I prepped the scoop area by taking a taped popsicle stir stick and clamping it to the bottom edge of the bridge.  This would make the bottom of the CF scoop cover even with the bottom of the bridge, at which point later I will simply slap a ply of BID across the two for support and to even up the scoop innards for a pleasing shape… uh, view.

Here’s the front scoop opening CF cover in place.

I then ran protective tape across the strake and wing side flanges to protect them during the layup.

I was more focused on the scoop cover so I only laid up a single ply of BID to cover it up.  I know that a single ply of BID on each side of 3/8″ PVC is pretty darn strong, but I’ll probable add one more ply mainly on the front face of the bridge just overlapping onto the cover plate and sides to beef it up just a hair…. don’t want any issues supporting this hefty oil cooler during high speed turns <grin>.

Finally, the CF cover was just barely curved and the cowling actually slopes very slightly down going inboard… so to keep all the edges pressed tightly together I added a bit of weight to the scoop CF cover plate while it cured.

I also made some small “flox” corner channels on the top of the aft wall and laid up a couple plies of BID on that… the second ply not so much for strength, but for padding and to also allow me to sand the surface very straight and smooth without breaking through the glass if just a single ply was on there.
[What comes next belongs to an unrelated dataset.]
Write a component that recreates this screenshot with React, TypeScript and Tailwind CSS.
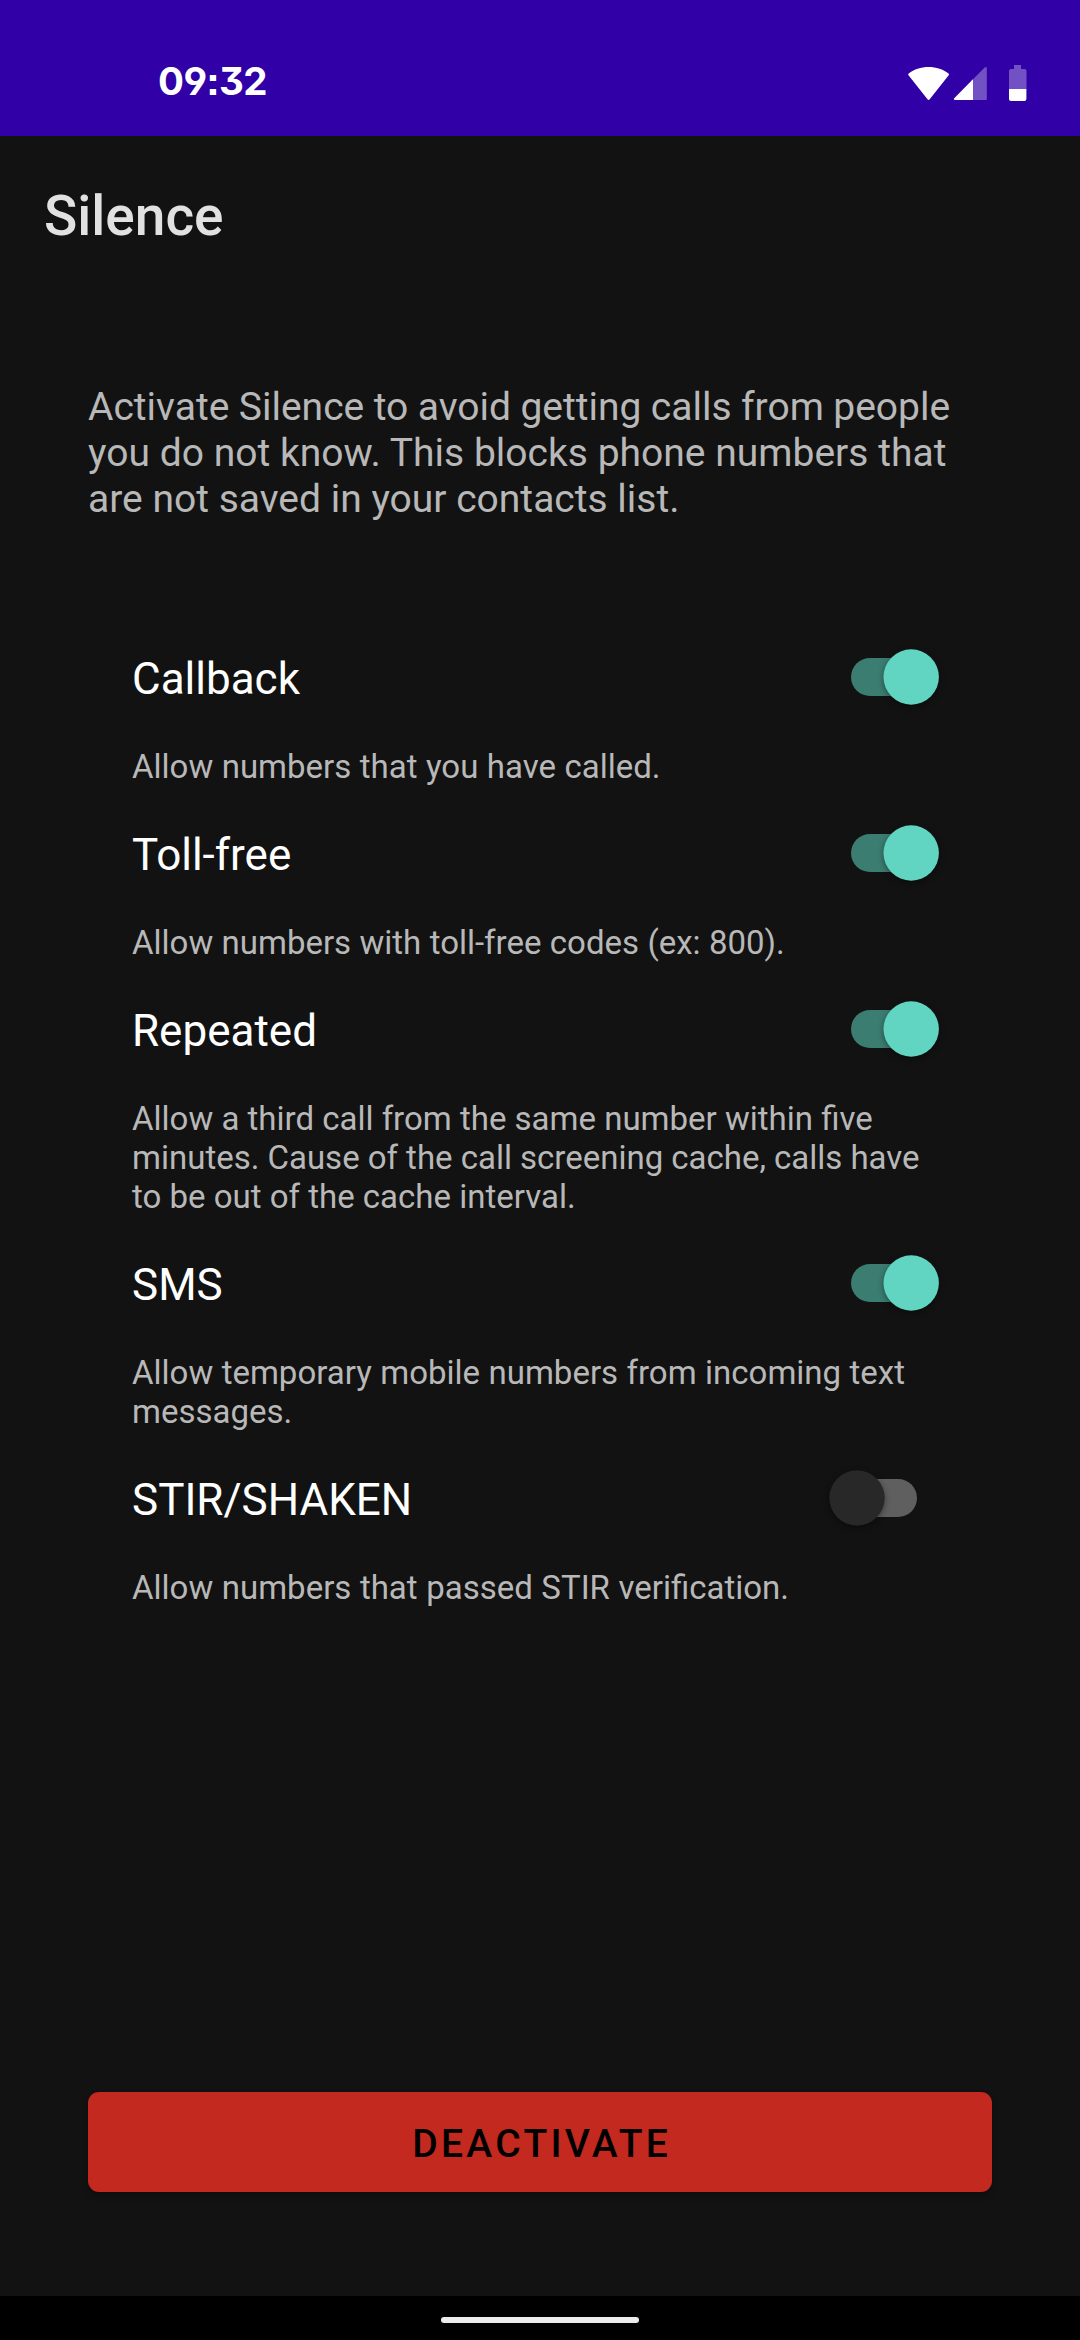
import React from "react";

function Toggle({ on }: { on: boolean }) {
  return (
    <svg width="108" height="72" viewBox="0 0 108 72" className="shrink-0 overflow-visible">
      <rect x="10" y="17" width="66" height="38" rx="19" fill={on ? "#3b7d71" : "#5f5f5f"} />
      <circle
        cx={on ? 70.2 : 16}
        cy="36"
        r="27.7"
        fill={on ? "#61d5c1" : "#282828"}
        className="drop-shadow-[0_2px_3px_rgba(0,0,0,0.4)]"
      />
    </svg>
  );
}

function StatusIcons() {
  return (
    <svg width="122" height="40" viewBox="26 24 122 40" className="mr-[52px] mt-[64px]" fill="#ffffff">
      <path d="M28.5 35.3Q27.6 34.3 28.7 33.5C34 29.3 41 27 48.6 27C56.2 27 63.2 29.3 68.5 33.5Q69.6 34.3 68.7 35.3L49.7 59.2Q48.6 60.6 47.5 59.2Z" />
      <path
        d="M74.8 60Q73.2 59.6 74.3 58.3L104.4 27.7Q106.7 25.9 106.8 28.2V59Q106.8 60 105.8 60Z"
        fill="#7251c4"
      />
      <path d="M74.8 60Q73.2 59.6 74.3 58.3L93 39.3V60Z" />
      <path d="M134 25H141V29H144.4Q146.5 29 146.5 31V49H129V31Q129 29 131 29H134Z" fill="#7251c4" />
      <path d="M129 49H146.4V59Q146.4 61 144.4 61H131Q129 61 129 59Z" />
    </svg>
  );
}

type Line = { text: string; spacing?: string };
type Option = { title: string; lines: Line[]; on: boolean; size: string };

const options: Option[] = [
  {
    title: "Callback",
    lines: [{ text: "Allow numbers that you have called.", spacing: "[word-spacing:0.3px]" }],
    on: true,
    size: "h-[176px]",
  },
  {
    title: "Toll-free",
    lines: [{ text: "Allow numbers with toll-free codes (ex: 800).", spacing: "[word-spacing:0.17px]" }],
    on: true,
    size: "h-[176px]",
  },
  {
    title: "Repeated",
    lines: [
      { text: "Allow a third call from the same number within five" },
      { text: "minutes. Cause of the call screening cache, calls have", spacing: "[word-spacing:-0.1px]" },
      { text: "to be out of the cache interval." },
    ],
    on: true,
    size: "h-[254px]",
  },
  {
    title: "SMS",
    lines: [
      { text: "Allow temporary mobile numbers from incoming text", spacing: "[word-spacing:0.25px]" },
      { text: "messages." },
    ],
    on: true,
    size: "h-[215px]",
  },
  {
    title: "STIR/SHAKEN",
    lines: [{ text: "Allow numbers that passed STIR verification.", spacing: "[word-spacing:0.36px]" }],
    on: false,
    size: "h-[176px]",
  },
];

export default function App() {
  return (
    <div className="flex h-[2340px] w-[1080px] flex-col bg-[#121212] font-['Roboto',sans-serif]">
      <header className="flex h-[136px] items-start justify-between bg-[#3200a7] text-white">
        <span className="ml-[158px] mt-[57px] font-['Inter',sans-serif] text-[38.5px] font-bold leading-[48px] tracking-[-0.5px] [font-feature-settings:'cv04','cv09','ss07','calt'_0]">
          09:32
        </span>
        <StatusIcons />
      </header>
      <h1 className="ml-[44px] mt-[49px] text-[55px] font-medium leading-[62px] text-[#e1e1e1]">Silence</h1>
      <p className="ml-[88px] mt-[137px] whitespace-nowrap text-[39px] leading-[46px] text-[#b8b8b8]">
        <span className="block [word-spacing:-0.24px]">Activate Silence to avoid getting calls from people</span>
        <span className="block [word-spacing:0.1px]">you do not know. This blocks phone numbers that</span>
        <span className="block">are not saved in your contacts list.</span>
      </p>
      <main className="ml-[132px] mt-[119px] flex flex-col">
        {options.map((o) => (
          <section key={o.title} className={o.size}>
            <div className="flex h-[72px] w-[817px] items-center justify-between">
              <h2 className="mt-1 text-[44px] leading-[52px] text-white">{o.title}</h2>
              <Toggle on={o.on} />
            </div>
            <p className="mt-[34px] whitespace-nowrap text-[33px] leading-[39px] text-[#b8b8b8]">
              {o.lines.map((l) => (
                <span key={l.text} className={`block ${l.spacing ?? ""}`}>
                  {l.text}
                </span>
              ))}
            </p>
          </section>
        ))}
      </main>
      <button className="mx-[88px] mb-[104px] mt-auto h-[100px] rounded-[11px] bg-[#c3291e] pl-[3.3px] pt-1 text-[39px] font-medium leading-[46px] tracking-[3.3px] text-black shadow-[0_4px_6px_rgba(0,0,0,0.25)]">
        DEACTIVATE
      </button>
      <footer className="flex h-[44px] items-center justify-center bg-black pt-1">
        <div className="h-[6px] w-[198px] rounded-full bg-[#ececec]" />
      </footer>
    </div>
  );
}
It may not be overly visible, but I added a small piece of foam in the right aft corner to seal that corner gap visible in the pics above.

Finally, with plenty of leftover epoxy (never fails) I whipped up some more micro and slathered it into those 0.1″ forward gaps and sealed the corners with a single ply of BID, peel plied of course.

And with all these oil check door and especially oil cooler mounting base layup shenanigans in the bag, I called it a night!